My own ironic answer is, I think I’ve been waiting to be in a position of financial stability, so the attached worry and burden would be lifted from my mind and thus free up space for more meditation and activism and artistry.

No wonder I pine for, and hold in such high regard, the traditional lifeways of indigenous ancestors who attached spiritual and artistic significance to the work and tasks of everyday living.  Independence and security proved inseparable from the sense of fulfillment resulting from humble service.

It seems to me that the American identification with freedom and individual effort stems from early contacts with tribal peoples, and I’ve read many examples of early writers yearning for a measure of the ease and simplicity they saw on view.

Yet, the path to such a balance was misinterpreted.  It wasn’t a matter of access to seemingly endless lands and natural resources, just waiting for the taking by those convinced they could somehow wrestle forth even greater levels of ease and contentment by means of grand initiative.  Tribal societies enjoyed lives of occasional plenty through the work of reverent hands, consistently aware of a baseline smallness and dependence.  Petitions and apologies and thanks abounded, for taking from the bounty in our need.

This is very different from the supposed freedom of doing whatever one will to the land.  Such exploitation transfers very readily to animals, and then people.  People who are used for a bit in the extracting of resources, or the production and peddling of disposable wares, with no nod to the needs of the soul.  We are then discarded when the quest for monetary profit demands yet more sacrificing of meaningful lives.

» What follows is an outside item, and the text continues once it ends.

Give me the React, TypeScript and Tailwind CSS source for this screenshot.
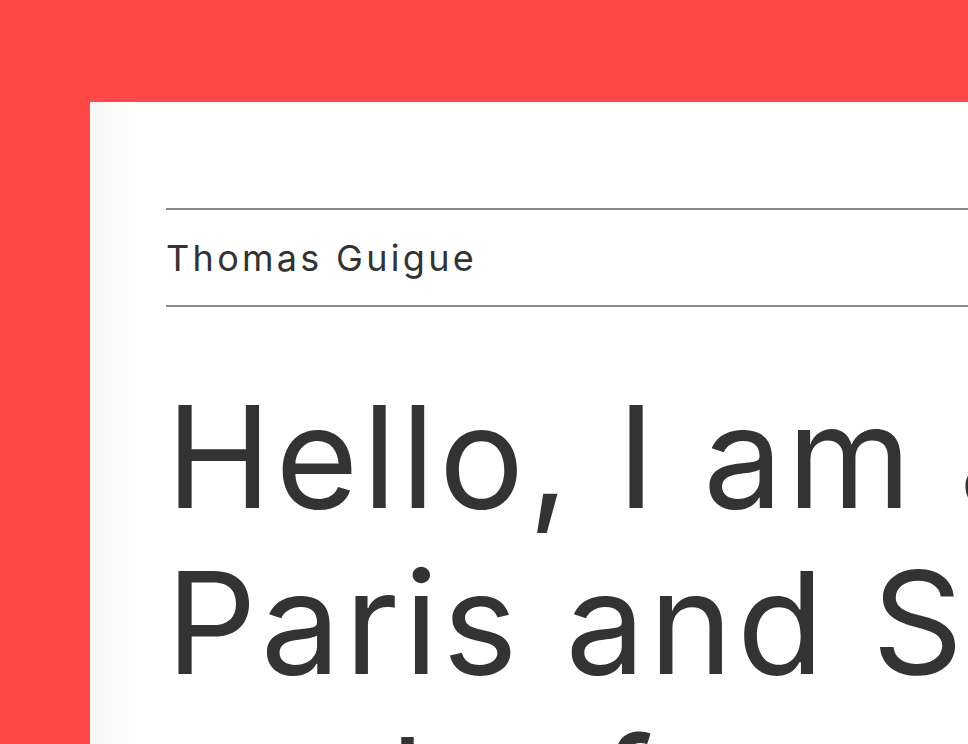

The answer to my initial question?  I think we are waiting for our very souls to convince us of our truest needs.   It’s not cheap energy, or the ease of parking lots, or investment in gadgetry.  We need work that is dignified, with a large component of selflessness, in service to the healing of the whole –  cleaning the rivers and replanting the roots and reviving the soils of our shared home.

What if America, the place of the deep original wounds of exploitation still unhealed, committed to figuring out and implementing a better way?  Person by person in the places we each now stand, in utter dependence upon the water and air that cannot keep choking much longer.

I’d be glad to surrender some false convenience, and put my hands to good use.  Say, we all pledged to stagger our accustomed usages to three days spent within the confines of digitization for organizing purposes (and sharing good/artworks), and four days actually contributing to the restoration of all lives?  I can’t help but think we’d be surprised and pleased by the results.  I guess I think about it all the time.